Ella demanda al estado y yo, ante semejante absurdo, ante un acto tan contradictorio y tan perjudicial para ella misma -a quien dinero no le hace falta teniendo en cuenta que se acaba de embolsillar siete millones de dólares por los derechos de su libro- en todos los sentidos, solo me atrevo a pensar que su mente sufrió un golpe del que nunca podrá recuperarse, uno que hoy no le permite ver claramente la diferencia entre aquel que vela por su bien y aquel que trabaja por su mal, entre el estado y la guerrilla.

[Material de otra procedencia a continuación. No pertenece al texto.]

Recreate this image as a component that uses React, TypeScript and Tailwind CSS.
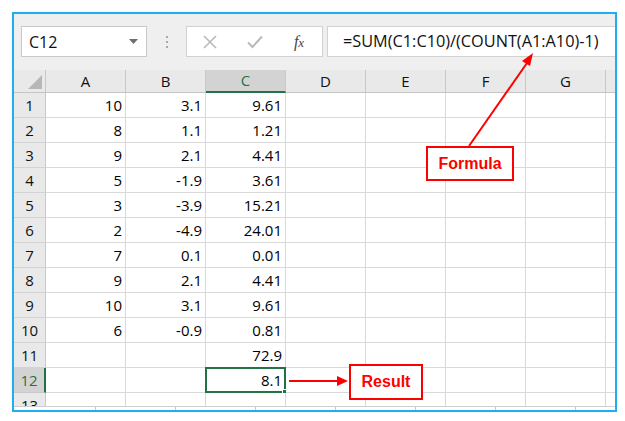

Es por eso, precisamente, que el estado colombiano no debe negociar con unos terroristas que han probado su falta de humanidad ni debe hacer que esa herramienta podrida que es el secuestro se vuelva tan poderosa y termine creando héroes y heroínas que deben ser recuperados a toda costa, incluso a costa del presente y el futuro del país y de los avances que se han hecho en materia de seguridad.
Hoy siento compasión de ver a una Íngrid disminuida que dice frente a las cámaras -y gagueando- que se arrepiente de un exabrupto que intentó llevar a cabo tan solo unos días atrás. Siento compasión al ver cómo una estrategia llevada a cabo por seres que ya no creen en otras opciones logró golpear el juicio de una mujer inteligente que un día soñó con ser la primera presidenta de Colombia. Quiero pensar que la intención de esa millonaria demanda fue solo el resultado de una mente perdida que divagó en las selvas mientras otros conocíamos las maravillas de Internet. Por eso mismo ese show mediático montado alrededor del secuestro de Íngrid que logró trascender las fronteras del país no se puede repetir. Porque no podemos entregarles a seres que han dejado de lado su humanidad una herramienta engrandecida por nosotros mismos para que acaben con nuestro juicio y terminen por hacernos enfrentar con el enemigo equivocado.
• Íngrid, recupera el tiempo perdido sin quedarte encerrada en venganzas ni análisis inútiles sobre cómo pudo ser lo que ya fue de una manera diferente. Si Colombia te recuerda los peores días de tu vida, aléjate de ella que hay un mundo entero a tu disposición. No soy quien para comprender lo difícil que eso debe ser, solo hablo como un ser humano que piensa que hoy solo tienes tu presente y tu futuro, y que no vale la pena alargar una pesadilla que ya quedó atrás.